The ESC-50 dataset is a labeled collection of 2000 environmental audio recordings suitable for benchmarking methods of environmental sound classification.
The dataset consists of 5-second-long recordings organized into 50 semantical classes (with 40 examples per class) loosely arranged into 5 major categories:
Animals | Natural soundscapes & water sounds | Human, non-speech sounds | Interior/domestic sounds | Exterior/urban noises |
---|---|---|---|---|
Dog | Rain | Crying baby | Door knock | Helicopter |
Rooster | Sea waves | Sneezing | Mouse click | Chainsaw |
Pig | Crackling fire | Clapping | Keyboard typing | Siren |
Cow | Crickets | Breathing | Door, wood creaks | Car horn |
Frog | Chirping birds | Coughing | Can opening | Engine |
Cat | Water drops | Footsteps | Washing machine | Train |
Hen | Wind | Laughing | Vacuum cleaner | Church bells |
Insects (flying) | Pouring water | Brushing teeth | Clock alarm | Airplane |
Sheep | Toilet flush | Snoring | Clock tick | Fireworks |
Crow | Thunderstorm | Drinking, sipping | Glass breaking | Hand saw |
A detailed description of the dataset is available at ESC-50 dataset where it can be downloaded (~600 MB)
K. J. Piczak. ESC: Dataset for Environmental Sound Classification. Proceedings of the 23rd Annual ACM Conference on Multimedia, Brisbane, Australia, 2015.

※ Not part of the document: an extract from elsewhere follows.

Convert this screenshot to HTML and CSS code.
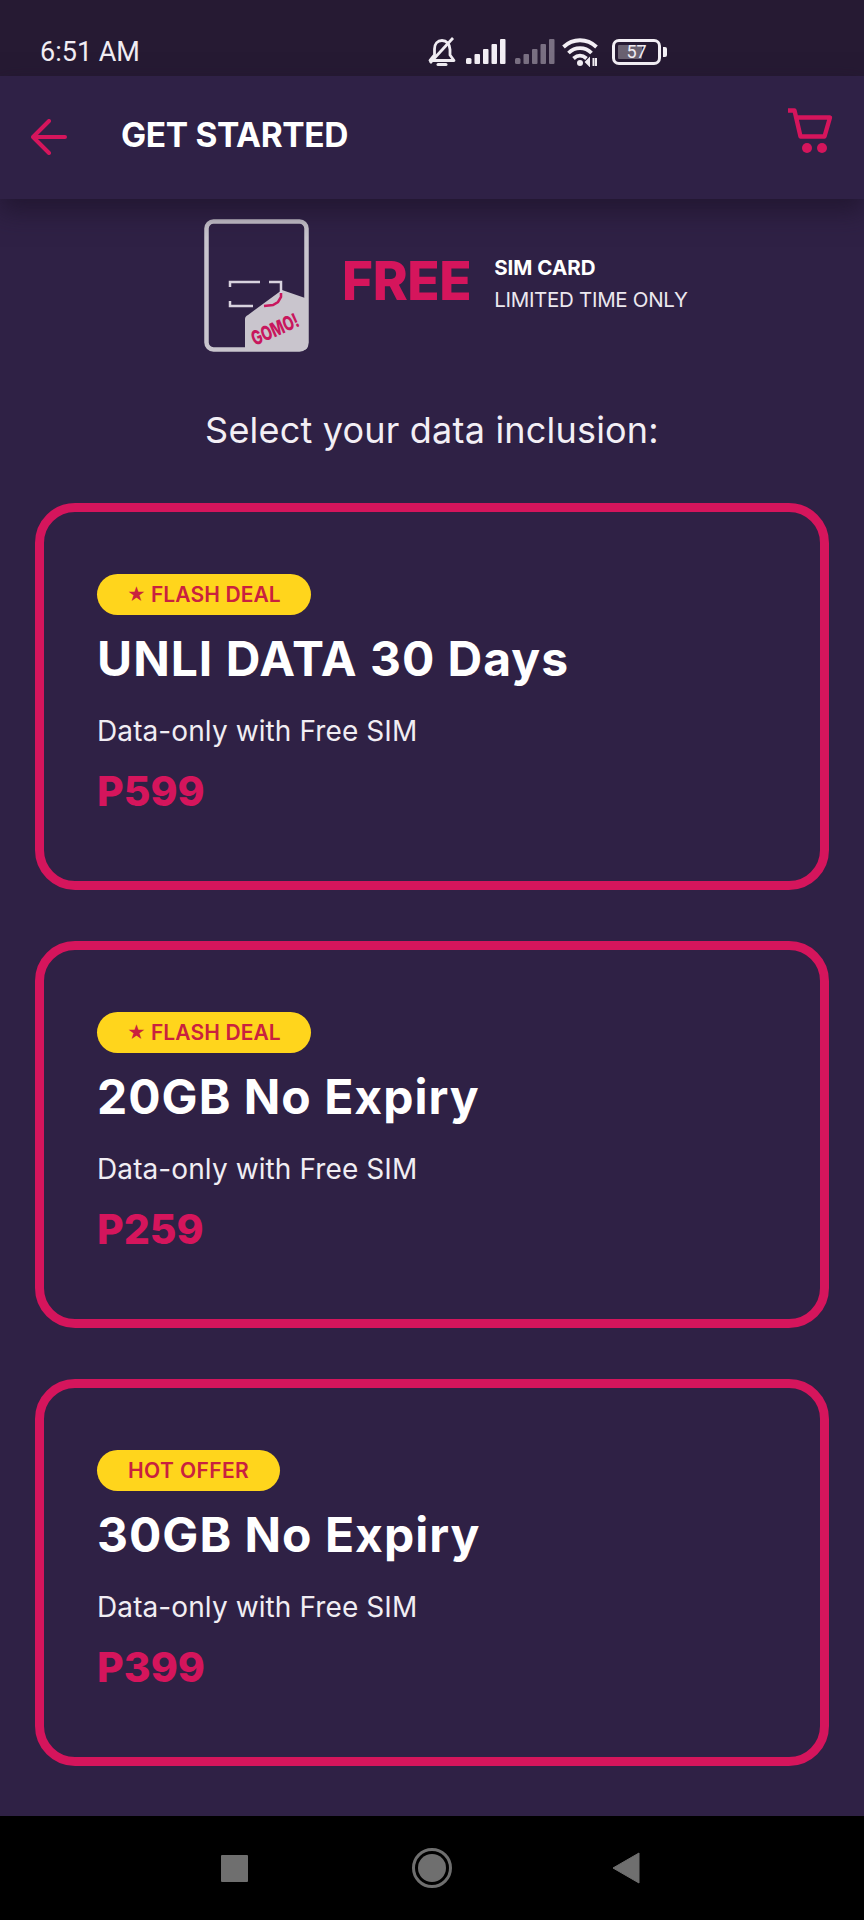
FILE: index.html
```html
<!DOCTYPE html>
<html lang="en">
<head>
<meta charset="utf-8">
<title>Get Started</title>
<link rel="stylesheet" href="styles.css">
</head>
<body>
<div class="phone">
  <div class="status">
    <span class="time">6:51 AM</span>
    <div class="status-icons">
      <svg class="ic-bell" width="30" height="30" viewBox="0 0 30 30" fill="none" stroke="#f1edf3" stroke-width="2.800">
        <path d="M3 23.500h24l-4-5.500V12.500C23 7 19.500 3.500 15 3.500 10.500 3.500 7.500 7 7.500 12v6z" stroke-linejoin="round"/>
        <path d="M11 27.500h8" stroke-linecap="round" stroke-width="3"/>
        <path d="M26 1 3 26" stroke-width="2.800"/>
      </svg>
      <svg class="ic-signal" width="40" height="26" viewBox="0 0 40 26" fill="#f3eff5">
        <rect x="0" y="19" width="5.500" height="6" rx="1.500"/><rect x="8.500" y="15" width="5.500" height="10" rx="1"/><rect x="17" y="10" width="5.500" height="15" rx="1"/><rect x="25.500" y="5" width="5.500" height="20" rx="1"/><rect x="34" y="0" width="5.500" height="25" rx="1"/>
      </svg>
      <svg class="ic-signal" width="40" height="26" viewBox="0 0 40 26" fill="#7a7083">
        <rect x="0" y="19" width="5.500" height="6" rx="1.500"/><rect x="8.500" y="15" width="5.500" height="10" rx="1"/><rect x="17" y="10" width="5.500" height="15" rx="1"/><rect x="25.500" y="5" width="5.500" height="20" rx="1"/><rect x="34" y="0" width="5.500" height="25" rx="1"/>
      </svg>
      <svg class="ic-wifi" width="38" height="30" viewBox="0 0 38 30" fill="none" stroke="#f3eff5" stroke-width="3.800">
        <path d="M1.500 10C11 1 25 1 34.500 10"/>
        <path d="M6.500 16C13 9.500 23 9.500 29.500 16"/>
        <path d="M11.500 21.500c4.500-4 8.500-4 13 0"/>
        <circle cx="18" cy="26" r="3" fill="#f3eff5" stroke="none"/>
        <path d="M27 22l-3 3 3 3zM31.500 21v8M34 21v8" fill="#f3eff5" stroke-width="2"/>
      </svg>
      <div class="battery">
        <div class="batt-body"><div class="batt-fill"></div><span class="batt-num">57</span></div>
        <div class="batt-nub"></div>
      </div>
    </div>
  </div>

  <header class="appbar">
    <svg class="back" width="36" height="36" viewBox="0 0 36 36" fill="none" stroke="#d5155c" stroke-width="4" stroke-linecap="round" stroke-linejoin="round">
      <path d="M34 18H3M18 2 2 18l16 16"/>
    </svg>
    <h1 class="appbar-title">GET STARTED</h1>
    <svg class="cart" width="46" height="46" viewBox="0 0 46 46" fill="none" stroke="#d5155c" stroke-width="4.400" stroke-linejoin="round">
      <path d="M1 2.500h6.500l6 26h24l5.500-19H9.500"/>
      <circle cx="20" cy="40" r="5" fill="#d5155c" stroke="none"/>
      <circle cx="35" cy="40" r="5" fill="#d5155c" stroke="none"/>
    </svg>
  </header>

  <main class="content">
    <section class="promo">
      <svg class="sim" width="106" height="134" viewBox="0 0 106 134">
        <rect x="2.500" y="2.500" width="100" height="128" rx="7" fill="none" stroke="#c9c5cd" stroke-width="4.500"/>
        <path d="M41 131V100c0-2 1-3 3-4L78 71l26 9v46c0 3-2 5-5 5z" fill="#c9c5cd"/>
        <path d="M26 68v-5h30M65 63h12v11M49 87H26v-5" fill="none" stroke="#d8d2de" stroke-width="2.500"/>
        <path d="M77 74v4l-3 5-5 3-9 1" fill="none" stroke="#c8175d" stroke-width="2.500"/>
        <text class="sim-text" x="51" y="127" textLength="50" lengthAdjust="spacingAndGlyphs" transform="rotate(-24 51 127)">GOMO!</text>
      </svg>
      <span class="free">FREE</span>
      <div class="promo-copy">
        <strong class="promo-a">SIM CARD</strong>
        <span class="promo-b">LIMITED TIME ONLY</span>
      </div>
    </section>

    <h2 class="select">Select your data inclusion:</h2>

    <div class="cards">
      <article class="card">
        <span class="badge"><span class="star">★</span> FLASH DEAL</span>
        <h3 class="plan">UNLI DATA 30 Days</h3>
        <p class="desc">Data-only with Free SIM</p>
        <p class="price">P599</p>
      </article>
      <article class="card">
        <span class="badge"><span class="star">★</span> FLASH DEAL</span>
        <h3 class="plan">20GB No Expiry</h3>
        <p class="desc">Data-only with Free SIM</p>
        <p class="price">P259</p>
      </article>
      <article class="card">
        <span class="badge badge-hot">HOT OFFER</span>
        <h3 class="plan">30GB No Expiry</h3>
        <p class="desc">Data-only with Free SIM</p>
        <p class="price">P399</p>
      </article>
    </div>
  </main>

  <nav class="navbar">
    <div class="nav-square"></div>
    <div class="nav-circle"><div class="nav-dot"></div></div>
    <svg class="nav-back" width="28" height="32" viewBox="0 0 28 32"><path d="M1 16 27 1v30z" fill="#6f6f6f" stroke="#6f6f6f" stroke-width="1" stroke-linejoin="round"/></svg>
  </nav>
</div>
</body>
</html>
```
FILE: styles.css
```css
* { box-sizing: border-box; margin: 0; padding: 0; }
html, body { background: #2f2145; }
body { width: 864px; height: 1920px; overflow: hidden; font-family: "Inter", "Liberation Sans", sans-serif; }
.phone { width: 864px; height: 1920px; display: flex; flex-direction: column; }

.status { height: 76px; background: #261a33; display: flex; align-items: center; padding: 27px 0 0 40px; flex: none; position: relative; z-index: 1; }
.time { font-family: "Roboto", sans-serif; font-size: 27px; color: #f1edf3; width: 387px; }
.status-icons { display: flex; align-items: center; gap: 9px; }
.ic-wifi { margin-left: -2px; }
.battery { display: flex; align-items: center; gap: 2px; margin-left: 3px; }
.batt-body { width: 49px; height: 26px; border: 3px solid #f3eff5; border-radius: 7px; position: relative; padding: 3px; }
.batt-fill { width: 24px; height: 14px; background: #6a6171; border-radius: 1px; }
.batt-num { position: absolute; inset: 0; display: flex; align-items: center; justify-content: center; font-family: "Roboto", sans-serif; font-size: 18px; color: #f1edf3; }
.batt-nub { width: 4px; height: 10px; background: #f3eff5; border-radius: 0 2px 2px 0; }

.appbar { height: 123px; flex: none; background: #2f2146; display: flex; align-items: center; padding: 0 31px; box-shadow: 0 12px 24px rgba(28, 18, 42, .7); position: relative; z-index: 1; }
.back { margin-top: -1px; }
.appbar-title { font-size: 33.500px; font-weight: 700; color: #fff; margin-left: 54px; flex: 1; letter-spacing: -.35px; margin-top: -5px; }
.cart { margin-top: -14px; }

.content { flex: 1; min-height: 0; padding: 20px 35px 0; display: flex; flex-direction: column; background: #2f2145; }
.promo { display: flex; align-items: center; padding-left: 169px; }
.sim { flex: none; overflow: visible; }
.sim-text { font-family: "Inter", sans-serif; font-weight: 800; font-size: 20px; fill: #c8175d; }
.free { font-size: 53px; font-weight: 800; color: #d5155c; margin-left: 32px; margin-top: -10px; letter-spacing: -.4px; }
.promo-copy { display: flex; flex-direction: column; margin-left: 23px; margin-top: -5px; color: #fff; gap: 8px; }
.promo-a { font-size: 20.500px; font-weight: 700; line-height: 24px; }
.promo-b { font-size: 20.500px; font-weight: 400; line-height: 24px; color: #ece8ef; letter-spacing: -.3px; }
.select { font-size: 36px; font-weight: 400; color: #f3eff5; text-align: center; margin-top: 55px; line-height: 44px; letter-spacing: .2px; }

.cards { display: flex; flex-direction: column; gap: 51px; margin-top: 51px; }
.card { height: 387px; border: 9px solid #d5155c; border-radius: 40px; padding: 62px 53px 0; background: #2f2145; }
.badge { display: inline-flex; align-items: center; justify-content: center; height: 41px; padding: 0 30px; background: #ffd51c; border-radius: 21px; color: #c9213f; font-size: 21px; font-weight: 600; letter-spacing: .1px; }
.badge-hot { padding: 0 31px; letter-spacing: .4px; }
.star { margin-right: 5px; font-size: 18px; }
.plan { font-size: 48px; font-weight: 700; color: #fff; margin-top: 16px; line-height: 56px; letter-spacing: 1px; }
.desc { font-size: 28px; color: #f1edf3; margin-top: 27px; line-height: 34px; letter-spacing: .1px; }
.price { font-size: 41px; font-weight: 800; color: #d5155c; margin-top: 18px; line-height: 50px; }

.navbar { height: 104px; flex: none; background: #000; display: flex; align-items: center; justify-content: space-between; padding: 0 224px 0 221px; }
.nav-square { width: 27px; height: 27px; margin-right: 4px; background: #6f6f6f; border-radius: 1px; }
.nav-circle { width: 40px; height: 40px; border: 3px solid #6f6f6f; border-radius: 50%; display: flex; align-items: center; justify-content: center; }
.nav-dot { width: 28px; height: 28px; background: #6f6f6f; border-radius: 50%; }
```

Audio have many different ways to be represented, going from raw time series to time-frequency decompositions. The choice of the representation is crucial for the performance of your system. Initially, the ESC task was many carried out based on handcrafted features or Mel-frequency cepstral coefficients (MFCCs). More recently, time frequency representations have been particularly useful for environmental sound classification. Indeed, they better captures the non-stationarity and dynamic nature of the sound. Additionally, they are adapted to the use of convolutional neural networks (CNNs) that recently revolutionized the computer vision field. Among time-frequency decompositions, Spectrograms have been proved to be a useful representation for ESC task, and more generally for audio processing. They consist in 2D images representing sequences of Short Time Fourier Transform (STFT) with time and frequency as axes, and brightness representing the strength of a frequency component at each time frame. In such they appear a natural domain to apply CNNS architectures for images directly to sound.
Another less commonly used representation is the Scalogram, 2 dimensional output of the wavelet transform with scale and time as axes. As wavelet can filter signal in a multiscale way, scalogram may outperform spectrogram for the ESC task.
In this project, sound is represented as a RGB colour image, red being spectrogram, green being scalogram and blue MFCC.
Environmental sound data generally suffers from limited labeled datasets, and ESC-50 is not an exception. This makes it difficult to train deep models from scratch. On the contrary, In computer vision, the availability of large datasets such as ImageNet enabled to train very deep models for the task of image classification. Since 2012, state of the art computer vision networks have been trained on ImageNet, a dataset containing approximatively 1.2 million images separated into 1000 categories. Best performing architectures relied on convolutional neural networks and some of the pre-trained weights are available in the Keras library.
Among them, we considered VGG19, InceptionResnetv2 and Xception.
VGG19 is composed of convolutional layers of 3x3 filters and is characterized by its simplicity. InceptionResnetv2 combined the inception module acting as a multi-level feature extractor with the residual connections to accelerate the training. Finally, Xception is an extension of Inception architecture with the use of depthwise separable convolutions. The pre-trained weights of these networks can be used as features extractors on our RGB representation of sound in a transfer learning approach.